After all, at the end of the day, if I have to eat what amounts to 140 chocolate bars each year to keep up with my fellow Canadians (challenge accepted!), I think it's much more fun to mix it up and try a variety of chocolate.

"The sweet collection varies a bit from time to time, but there are certain staples I am never without."

Choices, Choices

But where to start? Staring at the tiers of chocolate at the local convenience or grocery store, or the mouthwatering chocolate on display in those sweet neighbourhood chocolatiers, can sometimes leave me feeling a bit overwhelmed. What am I in the mood for? What should I try? What will I like? Aaargh…too many choices!

This also applies to the investing sphere, where it's sometimes referred to as choice overload. It's the idea that when faced with too many choices, decision-making becomes more difficult and less satisfying. Psychologist Barry Schwartz calls it choice paralysis, which with investments means we can sometimes become paralyzed when choosing from a continually expanding array of options. Overwhelmed, we can fall back to the comfortable basics that may or may not fit with our investing goals. Comparing that scenario to chocolate, we end up with the standard dark or milk chocolate options that we know so well but might not always meet the requirements of what we're really looking for.

There's an oft-cited study from 2000 that addresses the idea that more choice can result in less action. In it, psychologists from Columbia University and Stanford University set up a tasting booth of jams in a California grocery store. The researchers sometimes offered 24 varieties of jams at their display booth, and other times only six. In short, more people stopped by the booth when there was a wider selection of jams on offer, but more sales happened when there were fewer choices.

"We can sometimes become paralyzed when choosing from a continually expanding array of options."

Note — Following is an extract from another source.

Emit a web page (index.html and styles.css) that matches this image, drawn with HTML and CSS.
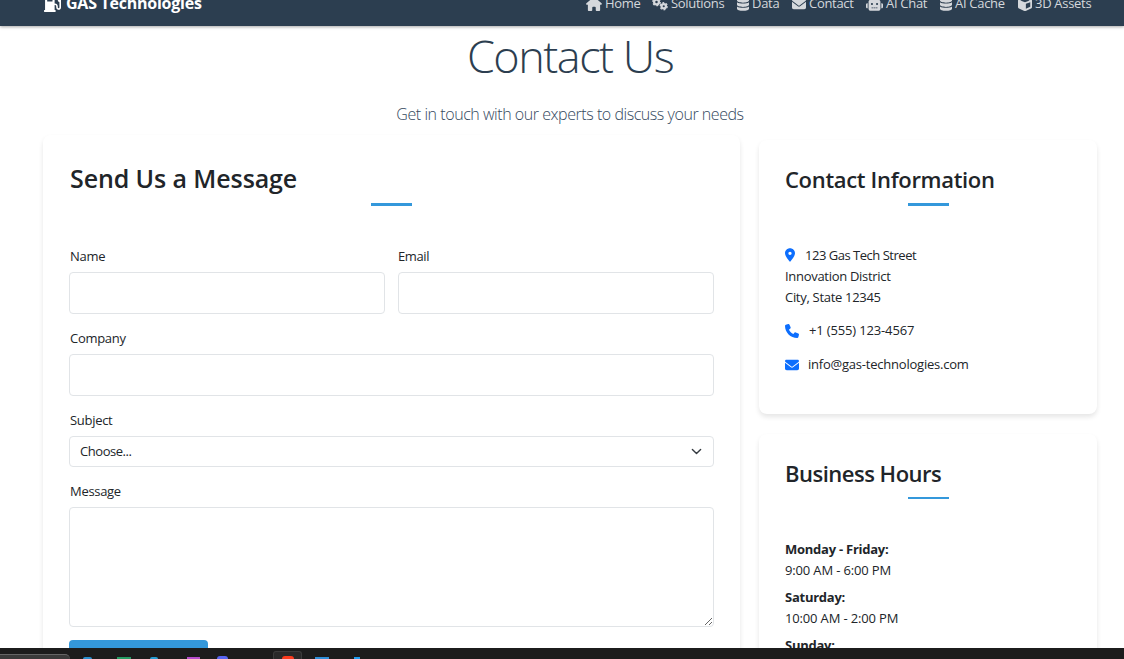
FILE: index.html
```html
<!DOCTYPE html>
<html lang="en">
<head>
<meta charset="utf-8">
<title>Contact Us - GAS Technologies</title>
<link rel="stylesheet" href="styles.css">
</head>
<body>
<svg class="defs" width="0" height="0">
  <symbol id="pump" viewBox="0 0 512 512"><path d="M336 448H16c-8.800 0-16 7.200-16 16v32c0 8.800 7.200 16 16 16h320c8.800 0 16-7.200 16-16v-32c0-8.800-7.200-16-16-16zm157.200-340.700l-81-81c-6.200-6.200-16.400-6.200-22.600 0l-11.300 11.300c-6.200 6.200-6.200 16.400 0 22.600L416 97.900V160c0 28.100 20.900 51.300 48 55.200V376c0 13.200-10.800 24-24 24s-24-10.800-24-24v-32c0-48.600-39.400-88-88-88h-8V64c0-35.300-28.700-64-64-64H96C60.700 0 32 28.700 32 64v384h288V304h8c22.100 0 40 17.900 40 40v27.800c0 37.700 27 72 64.500 75.900 43 4.300 79.500-29.500 79.500-71.700V152.600c0-17-6.800-33.300-18.800-45.300zM256 192H96V64h160v128z"/></symbol>
  <symbol id="home" viewBox="0 0 576 512"><path d="M575.800 255.500c0 18-15 32.100-32 32.100h-32l.7 160.200V472c0 22.100-17.900 40-40 40H392c-22.100 0-40-17.900-40-40V384c0-17.700-14.300-32-32-32H256c-17.700 0-32 14.300-32 32v88c0 22.100-17.900 40-40 40H104c-22.100 0-40-17.900-40-40V287.600H32c-18 0-32-14-32-32.100c0-9 3-17 10-24L266.400 8c7-7 15-8 22-8s15 2 21 7L564.800 231.500c8 7 12 15 11 24z"/></symbol>
  <symbol id="cogs" viewBox="0 0 640 512"><g fill="none" stroke="currentColor"><circle cx="180" cy="175" r="95" stroke-width="90"/><circle cx="180" cy="175" r="150" stroke-width="50" stroke-dasharray="79 78"/><circle cx="470" cy="345" r="88" stroke-width="90"/><circle cx="470" cy="345" r="142" stroke-width="48" stroke-dasharray="75 73.700"/></g></symbol>
  <symbol id="db" viewBox="0 0 448 512"><path d="M448 80v48c0 44-100 80-224 80S0 172 0 128V80C0 36 100 0 224 0s224 36 224 80zM0 186c48 40 135 54 224 54s176-14 224-54v102c0 44-100 80-224 80S0 332 0 288zM0 346c48 40 135 54 224 54s176-14 224-54v86c0 44-100 80-224 80S0 476 0 432z"/></symbol>
  <symbol id="mail" viewBox="0 0 512 512"><path d="M48 64C21.500 64 0 85.500 0 112c0 15.100 7.100 29.300 19.200 38.400L236.800 313.600c11.400 8.500 27 8.500 38.400 0L492.800 150.400c12.100-9.100 19.200-23.300 19.200-38.400c0-26.500-21.500-48-48-48H48zM0 176V384c0 35.300 28.700 64 64 64H448c35.300 0 64-28.700 64-64V176L294.400 339.200c-22.800 17.100-54 17.100-76.800 0L0 176z"/></symbol>
  <symbol id="robot" viewBox="0 0 640 512"><path fill-rule="evenodd" d="M288 0h64v96h112c44 0 80 36 80 80v256c0 44-36 80-80 80H176c-44 0-80-36-80-80V176c0-44 36-80 80-80h112zM208 384v32h64v-32zm80 0v32h64v-32zm80 0v32h64v-32zM224 216a40 40 0 1 0 0 80 40 40 0 1 0 0-80zm192 0a40 40 0 1 0 0 80 40 40 0 1 0 0-80zM48 224h16v192H48c-26 0-48-22-48-48v-96c0-26 22-48 48-48zm528 0h16c26 0 48 22 48 48v96c0 26-22 48-48 48h-16z"/></symbol>
  <symbol id="cube" viewBox="0 0 512 512"><path fill-rule="evenodd" d="M234 6q22-8 44 0l192 70q42 16 42 60v227q0 39-36 58L300 507q-44 12-88 0L36 421Q0 402 0 363V136q0-44 42-60zM256 66L82 130l174 64 174-64zM288 434l160-79V192l-160 59z"/></symbol>
  <symbol id="pin" viewBox="0 0 384 512"><path d="M215.700 499.200C267 435 384 279.400 384 192C384 86 298 0 192 0S0 86 0 192c0 87.400 117 243 168.300 307.200c12.300 15.300 35.100 15.300 47.400 0zM192 128a64 64 0 1 1 0 128 64 64 0 1 1 0-128z"/></symbol>
  <symbol id="phone" viewBox="0 0 512 512"><path d="M164.900 24.600c-7.700-18.600-28-28.500-47.400-23.200l-88 24C12.100 30.200 0 46 0 64C0 311.400 200.600 512 448 512c18 0 33.800-12.100 38.600-29.500l24-88c5.300-19.400-4.600-39.700-23.200-47.400l-96-40c-16.300-6.800-35.200-2.100-46.300 11.600L304.700 368C234.300 334.700 177.300 277.700 144 207.300L193.300 167c13.700-11.200 18.400-30 11.600-46.300l-40-96z"/></symbol>
</svg>

<header class="navbar">
  <div class="brand"><svg class="brand-icon"><use href="#pump"/></svg><span>GAS Technologies</span></div>
  <nav class="nav">
    <a class="nav-home"><svg class="wide"><use href="#home"/></svg>Home</a>
    <a class="nav-solutions"><svg class="wide"><use href="#cogs"/></svg>Solutions</a>
    <a class="nav-data"><svg class="narrow"><use href="#db"/></svg>Data</a>
    <a class="nav-contact"><svg class="square"><use href="#mail"/></svg>Contact</a>
    <a class="nav-chat"><svg class="robot"><use href="#robot"/></svg>AI Chat</a>
    <a class="nav-cache"><svg class="narrow"><use href="#db"/></svg>AI Cache</a>
    <a class="nav-assets"><svg class="square"><use href="#cube"/></svg>3D Assets</a>
  </nav>
</header>

<main class="page">
  <h1>Contact Us</h1>
  <p class="lead">Get in touch with our experts to discuss your needs</p>
  <div class="columns">
    <section class="card form-card">
      <h2>Send Us a Message</h2>
      <div class="rule"></div>
      <form>
        <div class="pair">
          <div class="field"><label>Name</label><input type="text"></div>
          <div class="field"><label class="email">Email</label><input type="text"></div>
        </div>
        <div class="field"><label>Company</label><input type="text"></div>
        <div class="field"><label>Subject</label>
          <div class="select"><span>Choose...</span><svg viewBox="0 0 16 16"><path d="m2 5 6 6 6-6"/></svg></div>
        </div>
        <div class="field message"><label>Message</label><textarea></textarea></div>
        <button type="button"></button>
      </form>
    </section>
    <aside>
      <section class="card info-card">
        <h3>Contact Information</h3>
        <div class="rule"></div>
        <p class="address"><svg class="pin"><use href="#pin"/></svg><span class="street">123 Gas Tech Street</span><br>Innovation District<br>City, State 12345</p>
        <p class="phone"><svg><use href="#phone"/></svg>+1 (555) 123-4567</p>
        <p class="mail"><svg><use href="#mail"/></svg>info@gas-technologies.com</p>
      </section>
      <section class="card hours-card">
        <h3 class="hours-title">Business Hours</h3>
        <div class="rule"></div>
        <p class="hours"><strong>Monday - Friday:</strong><br>9:00 AM - 6:00 PM</p>
        <p class="hours"><strong>Saturday:</strong><br>10:00 AM - 2:00 PM</p>
        <p class="hours"><strong>Sunday:</strong></p>
      </section>
    </aside>
  </div>
</main>

<footer class="taskbar">
  <div class="search"></div>
  <i class="app edge"></i><i class="app sheet"></i><i class="app code"></i><i class="app studio"></i><i class="app teams"></i>
  <div class="active"><i class="app red"></i></div>
  <i class="app store"></i><i class="app vs"></i>
</footer>
</body>
</html>
```

FILE: styles.css
```css
* { box-sizing: border-box; }
body {
  margin: 0;
  height: 659px;
  overflow: hidden;
  display: flex;
  flex-direction: column;
  background: #fff;
  color: #212529;
  font: 13px/21px "Open Sans", "Noto Sans", sans-serif;
  letter-spacing: -0.3px;
}
h1, h2, h3, p { margin: 0; }
svg { fill: currentColor; flex: none; }
.defs { display: none; }

.navbar {
  position: relative;
  z-index: 1;
  flex: none;
  height: 26px;
  padding: 0 33px 12px 44px;
  display: flex;
  justify-content: space-between;
  align-items: flex-end;
  background: #2c3e50;
  box-shadow: 0 1px 3px rgba(0, 0, 0, .35);
  color: #fff;
}
.brand { display: flex; align-items: center; height: 21px; font-size: 16px; font-weight: 700; letter-spacing: -0.25px; }
.brand-icon { width: 17px; height: 17px; margin-right: 5px; }
.nav { display: flex; gap: 13px; color: #d5d8dc; }
.nav a { display: flex; align-items: center; gap: 3px; height: 21px; white-space: nowrap; }
.nav .wide { width: 16px; height: 14px; }
.nav .robot { width: 17px; height: 14px; }
.nav .narrow { width: 12px; height: 14px; }
.nav .square { width: 14px; height: 14px; }
.nav-home { width: 53px; }
.nav-solutions { width: 72px; }
.nav-data { width: 42px; }
.nav-contact { width: 61px; }
.nav-chat { width: 61px; }
.nav-cache { width: 65px; }
.nav-assets { width: 73px; }

.page {
  flex: 1;
  min-height: 0;
  overflow: hidden;
  padding: 1px 27px 0 43px;
}
h1 { height: 58px; font-size: 45px; line-height: 58px; font-weight: 300; text-align: center; color: #2c3e50; letter-spacing: -1.500px; }
.lead { height: 23px; margin-top: 18px; font-size: 16px; line-height: 23px; font-weight: 300; text-align: center; color: #34495e; letter-spacing: -0.450px; }
.columns { display: grid; grid-template-columns: 697px 338px; gap: 19px; margin-top: 9px; }
.card { border-radius: 8px; background: #fff; box-shadow: 0 3px 5px rgba(0, 0, 0, .1); }
.rule { width: 41px; height: 3px; margin: 0 auto; background: #3498db; }
h2, h3 { font-weight: 600; line-height: 32px; }

.form-card { height: 560px; padding: 27px 26px 0; }
h2 { padding-left: 1px; font-size: 25px; letter-spacing: -0.100px; }
.form-card .rule { margin-top: 9px; }
form { padding-top: 40px; }
.pair { display: grid; grid-template-columns: 1fr 1fr; gap: 13px; }
.field { margin-bottom: 14px; }
.field.message { margin-bottom: 13px; }
label { display: block; height: 20px; line-height: 20px; margin-bottom: 6px; padding-left: 1px; }
.email { padding-left: 0; letter-spacing: -0.400px; }
input, textarea, .select { display: block; width: 100%; height: 42px; border: 1px solid #e1e4e7; border-radius: 4px; background: #fff; }
.select { height: 31px; display: flex; justify-content: space-between; align-items: center; padding: 0 11px 0 10px; }
.select span { letter-spacing: -0.450px; }
.select svg { width: 11px; height: 11px; fill: none; stroke: #343a40; stroke-width: 2; stroke-linecap: round; stroke-linejoin: round; }
textarea { height: 120px; resize: vertical; }
button { display: block; width: 139px; height: 38px; border: 0; border-radius: 4px; background: #3498db; }

aside { padding-top: 5px; }
h3 { font-size: 22px; letter-spacing: -0.320px; }
.hours-title { letter-spacing: -0.500px; }
.info-card { height: 274px; padding: 23px 26px 0; }
.info-card .rule { margin-top: 8px; }
.hours-card { height: 280px; margin-top: 20px; padding: 23px 26px 0; }
.hours-card .rule { margin-top: 8px; height: 2px; }
.address { padding-top: 39px; margin-bottom: 12px; }
.street { letter-spacing: -0.480px; }
.info-card svg { color: #0d6efd; }
.pin { width: 10px; height: 14px; margin-right: 10px; vertical-align: -2px; }
.phone, .mail { display: flex; align-items: center; margin-bottom: 13px; }
.phone { letter-spacing: -0.150px; }
.mail { letter-spacing: -0.220px; }
.phone svg, .mail svg { width: 14px; height: 14px; margin-right: 9px; }
.phone svg { margin-right: 10px; }
.hours { margin-bottom: 6px; letter-spacing: -0.150px; }
.hours strong { letter-spacing: -0.250px; }
.hours-card .rule + .hours { padding-top: 40px; }

.taskbar { position: relative; z-index: 1; flex: none; height: 11px; display: flex; align-items: flex-end; overflow: hidden; background: #1c1c1c; }
.search { width: 70px; height: 5px; border-top: 1px solid #666; border-radius: 0 6px 0 0; background: #3b3b3b; margin-right: 13px; }
.app { height: 2px; flex: none; }
.edge { width: 9px; background: #298fd0; border-radius: 5px 5px 0 0; margin-right: 25px; }
.sheet { width: 14px; background: #259b63; margin-right: 19px; }
.code { width: 8px; background: #249bd1; border-radius: 5px 5px 0 0; margin-right: 29px; }
.studio { width: 13px; background: #b64ccc; margin-right: 17px; }
.teams { width: 11px; height: 3px; background: #5865f2; border-radius: 6px 6px 0 0; margin-right: 45px; }
.active { width: 29px; height: 8px; display: flex; align-items: flex-end; justify-content: center; border: 1px solid #3b3b3b; border-bottom: 0; border-radius: 3px 3px 0 0; background: #292929; margin-right: 13px; }
.red { width: 12px; height: 3px; background: #fb3b1e; border-radius: 6px 6px 0 0; }
.store { width: 14px; background: #2f8ed8; margin-right: 25px; }
.vs { width: 6px; background: #1f9cf0; }
```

"The offer of overly extensive choices in relatively trivial choice-making contexts can have significant demotivating effects," the researchers wrote in their findings. They went on to note that this phenomenon of choice overload may be heightened when it comes to things like investment choices.

What Can be Done?

So what can be done if choice overload appears to be at play? Sheena Iyengar, one of the researchers who initiated the jam study, shed some light on this at a New York appearance a few years back. She touched on a few techniques to consider:

  • Narrow the choices. When extra options are removed, the choosing experience improves, she points out. Here's where research can come into play. Set criteria for what you're looking for, such as a certain industry, market capitalization, price/earnings ratio, dividend yield, etc., and then find out more. Stock Screeners can help narrow your search using criteria you choose. Knowing what an investment might offer you within a set of criteria may help you determine if it's right for you.
  • Categorize. Iyengar has found that people tend to be happier with their choices if their options fall into categories. Here, having already identified your investor profile can help. This can provide the basis for the asset mix needed to meet your goals and allow you to dig deeper, such as into specific sectors, types of companies, etc. You might find it helpful to review investments by industry type and to research performance in Sectors & Industries.

When I dig into my chocolate stockpile, I ask myself what I'm trying to accomplish with that day's indulgence. From there, I can categorize based on what I want: Quality? Value? Health? These questions help me keep analysis paralysis at bay as I confidently choose my next treat.